Children whose parents refuse the varicella (chickenpox) vaccine appear more likely to develop the disease, according to a report in the January issue of Archives of Pediatrics & Adolescent Medicine, one of the JAMA/Archives journals.
Routine childhood immunizations have reduced illness and death related to a wide variety of vaccine-preventable diseases, according to background information in the article. Recent trends, however, suggest that public trust in the national immunization program is declining.
"Expanding childhood immunization requirements and increased media coverage of alleged associations between vaccinations and chronic illnesses have heightened parental concerns regarding vaccine safety," the authors write. "Parents have also expressed concerns that children are at low risk of infection and that many vaccine-preventable diseases are not serious. During the last decade, as a consequence, the number of parents who claimed non-medical exemptions to school immunization requirements has increased significantly."
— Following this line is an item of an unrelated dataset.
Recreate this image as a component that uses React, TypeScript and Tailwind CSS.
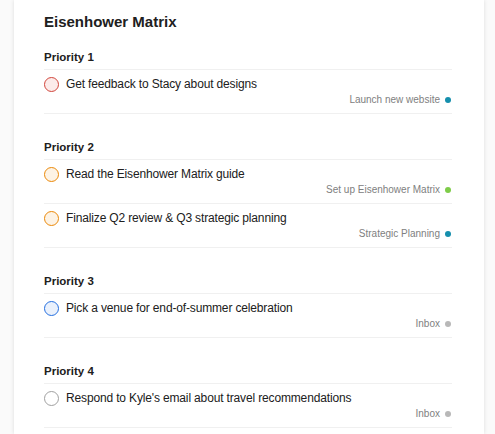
import React from 'react';

type Task = { title: string; project: string; dot: string };
type Section = { name: string; ring: string; tasks: Task[] };

const sections: Section[] = [
  {
    name: 'Priority 1',
    ring: 'border-[#d1453b] bg-[#fcebea]',
    tasks: [{ title: 'Get feedback to Stacy about designs', project: 'Launch new website', dot: 'bg-[#158fad]' }],
  },
  {
    name: 'Priority 2',
    ring: 'border-[#eb8909] bg-[#fdf3e5]',
    tasks: [
      { title: 'Read the Eisenhower Matrix guide', project: 'Set up Eisenhower Matrix', dot: 'bg-[#7ecc49]' },
      { title: 'Finalize Q2 review & Q3 strategic planning', project: 'Strategic Planning', dot: 'bg-[#158fad]' },
    ],
  },
  {
    name: 'Priority 3',
    ring: 'border-[#246fe0] bg-[#eaf1fc]',
    tasks: [{ title: 'Pick a venue for end-of-summer celebration', project: 'Inbox', dot: 'bg-[#b8b8b8]' }],
  },
  {
    name: 'Priority 4',
    ring: 'border-[#a0a0a0] bg-white',
    tasks: [{ title: "Respond to Kyle's email about travel recommendations", project: 'Inbox', dot: 'bg-[#b8b8b8]' }],
  },
];

export default function App() {
  return (
    <div className="h-[434px] overflow-hidden bg-[#fafafa] pl-[14px] pr-[11px] font-['Liberation_Sans',Arial,sans-serif] text-[#202020]">
      <div className="h-full bg-white pl-[30px] pr-[32px] shadow-[0_0_4px_rgba(0,0,0,0.12)]">
        <h1 className="pt-[10px] text-[15px] font-bold leading-[24px]">Eisenhower Matrix</h1>

        {sections.map((s, i) => (
          <section key={s.name}>
            <h2
              className={`${i === 0 ? 'pt-[14px]' : 'pt-[24px]'} border-b border-[#f0f0f0] pb-[3px] text-[11.5px] font-bold leading-[18px]`}
            >
              {s.name}
            </h2>
            {s.tasks.map((t) => (
              <div key={t.title} className="border-b border-[#f0f0f0] pt-[5px] pb-[6px]">
                <div className="flex items-center gap-[7px]">
                  <span className={`h-[15px] w-[15px] shrink-0 rounded-full border-[1.75px] ${s.ring}`} />
                  <span className="text-[12px] leading-[18px] tracking-[-0.15px]">{t.title}</span>
                </div>
                <div className="flex items-center justify-end gap-[5px] text-[10px] leading-[14px] text-[#808080]">
                  <span>{t.project}</span>
                  <span className={`mr-[1px] h-[6px] w-[6px] rounded-full ${t.dot}`} />
                </div>
              </div>
            ))}
          </section>
        ))}
      </div>
    </div>
  );
}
Jason M. Glanz, Ph.D., of Kaiser Permanente's Institute for Health Research, Denver, and colleagues studied 133 children enrolled in one health plan who developed chickenpox between 1998 and 2008. Each case was matched to four randomly selected children who were the same age and sex and had been enrolled in the plan for the same amount of time, but had not developed chickenpox.
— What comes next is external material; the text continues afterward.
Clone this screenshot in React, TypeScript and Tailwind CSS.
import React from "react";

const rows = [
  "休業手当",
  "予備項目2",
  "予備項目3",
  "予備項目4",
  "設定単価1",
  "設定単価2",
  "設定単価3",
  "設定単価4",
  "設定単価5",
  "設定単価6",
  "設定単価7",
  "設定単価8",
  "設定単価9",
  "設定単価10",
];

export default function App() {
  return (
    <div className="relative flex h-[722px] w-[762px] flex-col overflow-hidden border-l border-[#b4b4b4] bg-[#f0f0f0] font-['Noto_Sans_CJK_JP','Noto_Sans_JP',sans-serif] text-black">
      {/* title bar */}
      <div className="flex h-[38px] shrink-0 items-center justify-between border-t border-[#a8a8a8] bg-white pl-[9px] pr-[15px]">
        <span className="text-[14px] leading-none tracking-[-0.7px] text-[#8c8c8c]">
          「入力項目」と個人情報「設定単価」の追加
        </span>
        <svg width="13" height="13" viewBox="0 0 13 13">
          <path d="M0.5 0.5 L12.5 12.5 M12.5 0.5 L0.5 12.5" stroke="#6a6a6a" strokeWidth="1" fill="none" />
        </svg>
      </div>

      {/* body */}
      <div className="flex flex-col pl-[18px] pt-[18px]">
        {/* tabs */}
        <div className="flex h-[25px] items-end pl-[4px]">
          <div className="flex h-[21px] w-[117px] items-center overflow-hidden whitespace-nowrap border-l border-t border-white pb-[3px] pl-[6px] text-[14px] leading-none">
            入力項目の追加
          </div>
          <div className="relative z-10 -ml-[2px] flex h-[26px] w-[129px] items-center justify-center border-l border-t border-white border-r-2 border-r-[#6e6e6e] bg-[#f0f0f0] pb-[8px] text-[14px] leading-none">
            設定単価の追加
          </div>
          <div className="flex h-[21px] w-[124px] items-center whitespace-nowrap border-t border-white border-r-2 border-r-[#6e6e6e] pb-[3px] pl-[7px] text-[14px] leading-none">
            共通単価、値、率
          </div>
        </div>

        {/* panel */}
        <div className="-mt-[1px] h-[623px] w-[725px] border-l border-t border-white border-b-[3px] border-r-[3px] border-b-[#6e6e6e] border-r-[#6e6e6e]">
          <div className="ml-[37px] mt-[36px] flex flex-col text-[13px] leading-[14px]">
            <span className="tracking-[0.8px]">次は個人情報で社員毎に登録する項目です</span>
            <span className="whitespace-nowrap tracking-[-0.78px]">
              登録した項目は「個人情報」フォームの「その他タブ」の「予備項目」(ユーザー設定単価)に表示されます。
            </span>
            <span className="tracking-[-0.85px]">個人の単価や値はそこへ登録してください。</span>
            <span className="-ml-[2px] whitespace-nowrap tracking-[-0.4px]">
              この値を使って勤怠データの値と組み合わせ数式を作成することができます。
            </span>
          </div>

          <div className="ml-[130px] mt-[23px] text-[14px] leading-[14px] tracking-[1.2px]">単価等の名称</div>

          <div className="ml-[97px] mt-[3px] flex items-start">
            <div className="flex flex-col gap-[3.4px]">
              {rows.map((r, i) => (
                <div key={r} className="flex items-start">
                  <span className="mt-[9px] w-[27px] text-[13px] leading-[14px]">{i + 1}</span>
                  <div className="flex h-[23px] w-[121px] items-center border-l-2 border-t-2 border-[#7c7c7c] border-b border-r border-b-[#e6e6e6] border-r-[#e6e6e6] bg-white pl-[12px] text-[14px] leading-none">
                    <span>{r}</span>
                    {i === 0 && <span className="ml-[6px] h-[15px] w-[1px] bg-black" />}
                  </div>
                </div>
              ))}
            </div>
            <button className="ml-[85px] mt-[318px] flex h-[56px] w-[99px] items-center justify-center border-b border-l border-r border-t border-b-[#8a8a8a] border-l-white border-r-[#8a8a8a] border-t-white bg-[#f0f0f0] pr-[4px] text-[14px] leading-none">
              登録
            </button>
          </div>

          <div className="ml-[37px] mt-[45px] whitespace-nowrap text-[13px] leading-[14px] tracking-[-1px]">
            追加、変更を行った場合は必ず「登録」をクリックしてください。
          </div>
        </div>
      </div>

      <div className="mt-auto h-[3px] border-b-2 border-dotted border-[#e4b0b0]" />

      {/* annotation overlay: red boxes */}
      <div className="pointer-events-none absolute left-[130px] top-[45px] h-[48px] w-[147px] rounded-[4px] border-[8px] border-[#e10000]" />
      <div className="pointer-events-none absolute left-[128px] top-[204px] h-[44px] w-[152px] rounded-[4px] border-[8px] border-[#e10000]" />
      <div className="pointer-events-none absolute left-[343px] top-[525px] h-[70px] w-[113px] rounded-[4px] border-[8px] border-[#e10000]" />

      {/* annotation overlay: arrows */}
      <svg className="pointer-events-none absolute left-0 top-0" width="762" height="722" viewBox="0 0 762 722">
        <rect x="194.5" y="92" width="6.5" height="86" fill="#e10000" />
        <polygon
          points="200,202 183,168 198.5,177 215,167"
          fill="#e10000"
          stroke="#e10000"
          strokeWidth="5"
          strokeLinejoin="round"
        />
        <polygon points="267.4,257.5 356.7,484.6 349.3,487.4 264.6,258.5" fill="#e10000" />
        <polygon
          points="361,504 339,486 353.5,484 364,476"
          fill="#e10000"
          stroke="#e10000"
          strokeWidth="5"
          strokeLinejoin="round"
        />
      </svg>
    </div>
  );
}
Among the 133 children who developed chickenpox, seven (5 percent) had parents who refused the varicella vaccine, compared with three (0.6 percent) refusals among the 493 controls. "Compared with vaccine acceptors, children of vaccine-refusing parents had a nine-fold increased risk of varicella illness," the authors write. "Overall, 5 percent of varicella cases in the study population were attributed to vaccine refusal. We believe these results will be helpful to health care providers and parents when discussing decisions about immunizing children."
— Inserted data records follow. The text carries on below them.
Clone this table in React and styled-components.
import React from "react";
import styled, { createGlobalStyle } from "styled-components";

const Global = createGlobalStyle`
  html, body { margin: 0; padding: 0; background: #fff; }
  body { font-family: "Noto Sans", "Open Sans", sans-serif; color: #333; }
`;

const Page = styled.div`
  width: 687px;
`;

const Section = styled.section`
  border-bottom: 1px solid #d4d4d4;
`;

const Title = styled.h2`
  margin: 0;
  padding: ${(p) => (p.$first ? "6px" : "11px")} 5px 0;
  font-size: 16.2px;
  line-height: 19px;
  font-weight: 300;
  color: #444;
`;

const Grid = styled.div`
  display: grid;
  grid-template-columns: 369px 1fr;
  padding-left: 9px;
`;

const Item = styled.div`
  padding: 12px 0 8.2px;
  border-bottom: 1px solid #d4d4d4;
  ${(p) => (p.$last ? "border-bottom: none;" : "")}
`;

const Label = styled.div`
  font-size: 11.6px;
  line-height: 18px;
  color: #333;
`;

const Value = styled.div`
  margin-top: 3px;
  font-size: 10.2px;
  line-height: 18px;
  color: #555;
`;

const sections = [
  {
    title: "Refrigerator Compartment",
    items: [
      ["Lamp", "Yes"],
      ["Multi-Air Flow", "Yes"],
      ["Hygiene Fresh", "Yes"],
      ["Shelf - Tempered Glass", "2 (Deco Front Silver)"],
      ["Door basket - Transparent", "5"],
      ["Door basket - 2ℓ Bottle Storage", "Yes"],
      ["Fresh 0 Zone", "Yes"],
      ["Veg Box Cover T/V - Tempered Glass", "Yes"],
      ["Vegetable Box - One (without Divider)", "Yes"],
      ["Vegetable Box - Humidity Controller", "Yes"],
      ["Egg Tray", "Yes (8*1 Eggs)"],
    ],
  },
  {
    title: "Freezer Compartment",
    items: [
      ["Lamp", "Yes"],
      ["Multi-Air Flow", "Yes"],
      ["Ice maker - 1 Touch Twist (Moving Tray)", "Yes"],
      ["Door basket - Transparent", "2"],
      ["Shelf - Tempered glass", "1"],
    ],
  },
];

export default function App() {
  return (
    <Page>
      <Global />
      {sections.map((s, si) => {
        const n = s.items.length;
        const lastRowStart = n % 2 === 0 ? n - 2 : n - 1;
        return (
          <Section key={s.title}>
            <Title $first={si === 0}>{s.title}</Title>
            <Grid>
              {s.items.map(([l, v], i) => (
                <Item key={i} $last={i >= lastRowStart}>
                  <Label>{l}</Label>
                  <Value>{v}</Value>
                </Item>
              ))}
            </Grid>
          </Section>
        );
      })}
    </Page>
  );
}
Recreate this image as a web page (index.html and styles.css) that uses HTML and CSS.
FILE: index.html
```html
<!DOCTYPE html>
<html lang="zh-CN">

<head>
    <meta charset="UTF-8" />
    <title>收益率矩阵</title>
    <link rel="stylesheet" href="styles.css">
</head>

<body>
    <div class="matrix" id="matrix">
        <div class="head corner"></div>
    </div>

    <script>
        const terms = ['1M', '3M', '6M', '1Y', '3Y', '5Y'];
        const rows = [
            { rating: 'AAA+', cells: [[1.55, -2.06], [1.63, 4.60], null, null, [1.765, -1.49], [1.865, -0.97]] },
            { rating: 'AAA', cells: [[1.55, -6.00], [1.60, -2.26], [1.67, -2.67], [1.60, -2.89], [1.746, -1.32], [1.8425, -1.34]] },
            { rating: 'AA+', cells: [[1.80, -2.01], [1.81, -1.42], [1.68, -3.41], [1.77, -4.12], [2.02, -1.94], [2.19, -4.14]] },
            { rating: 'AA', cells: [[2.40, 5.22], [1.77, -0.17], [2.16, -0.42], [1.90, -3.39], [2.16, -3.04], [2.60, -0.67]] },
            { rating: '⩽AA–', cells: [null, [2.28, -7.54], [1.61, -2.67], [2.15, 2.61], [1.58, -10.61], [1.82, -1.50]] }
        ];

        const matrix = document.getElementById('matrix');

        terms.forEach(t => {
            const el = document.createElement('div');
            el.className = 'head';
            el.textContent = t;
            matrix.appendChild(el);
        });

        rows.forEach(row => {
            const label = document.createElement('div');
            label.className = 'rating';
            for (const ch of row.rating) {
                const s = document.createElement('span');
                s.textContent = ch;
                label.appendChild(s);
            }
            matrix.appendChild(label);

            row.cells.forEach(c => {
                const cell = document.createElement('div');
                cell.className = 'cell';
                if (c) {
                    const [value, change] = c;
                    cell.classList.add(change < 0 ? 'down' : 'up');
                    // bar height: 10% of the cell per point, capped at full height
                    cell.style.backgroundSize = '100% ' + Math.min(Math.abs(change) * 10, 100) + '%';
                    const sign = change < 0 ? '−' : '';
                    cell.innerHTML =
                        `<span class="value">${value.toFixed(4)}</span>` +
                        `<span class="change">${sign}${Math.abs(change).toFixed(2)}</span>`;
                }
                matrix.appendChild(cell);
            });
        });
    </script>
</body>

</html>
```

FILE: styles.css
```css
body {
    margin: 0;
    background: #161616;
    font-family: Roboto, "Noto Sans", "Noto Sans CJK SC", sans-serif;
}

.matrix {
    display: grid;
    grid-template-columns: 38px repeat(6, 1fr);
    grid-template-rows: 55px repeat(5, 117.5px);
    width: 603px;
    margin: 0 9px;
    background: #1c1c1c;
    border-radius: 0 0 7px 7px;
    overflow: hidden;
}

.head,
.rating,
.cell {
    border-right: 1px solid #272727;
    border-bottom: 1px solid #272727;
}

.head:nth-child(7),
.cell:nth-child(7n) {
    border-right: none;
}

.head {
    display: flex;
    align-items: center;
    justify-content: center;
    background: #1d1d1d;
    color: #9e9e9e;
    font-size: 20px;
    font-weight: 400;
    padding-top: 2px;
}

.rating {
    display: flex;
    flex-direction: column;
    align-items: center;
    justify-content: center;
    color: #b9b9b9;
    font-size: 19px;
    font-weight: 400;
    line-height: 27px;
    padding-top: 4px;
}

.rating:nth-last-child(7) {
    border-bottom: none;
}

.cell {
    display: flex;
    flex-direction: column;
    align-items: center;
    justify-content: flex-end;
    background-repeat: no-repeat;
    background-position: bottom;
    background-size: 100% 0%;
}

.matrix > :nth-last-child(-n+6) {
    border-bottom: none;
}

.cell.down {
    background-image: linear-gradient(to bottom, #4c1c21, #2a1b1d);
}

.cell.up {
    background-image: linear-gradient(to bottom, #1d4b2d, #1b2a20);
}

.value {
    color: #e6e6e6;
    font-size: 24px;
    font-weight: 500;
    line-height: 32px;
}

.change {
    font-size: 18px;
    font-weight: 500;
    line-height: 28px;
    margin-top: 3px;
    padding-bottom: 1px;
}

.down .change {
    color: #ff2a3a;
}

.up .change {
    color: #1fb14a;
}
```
The findings suggest that if more parents refuse vaccines, the incidence of varicella and related complications also may increase over time, especially among individuals at high risk of severe infection (such as pregnant women, infants and those with compromised immune systems), the authors note. "These results provide evidence to counter the misperception among some parents that unvaccinated children are not at risk for vaccine-preventable diseases," they conclude.
This study was supported in part by a grant from the National Institute of Allergy and Infectious Diseases, and in part by Kaiser Permanente Colorado Institute for Health Research.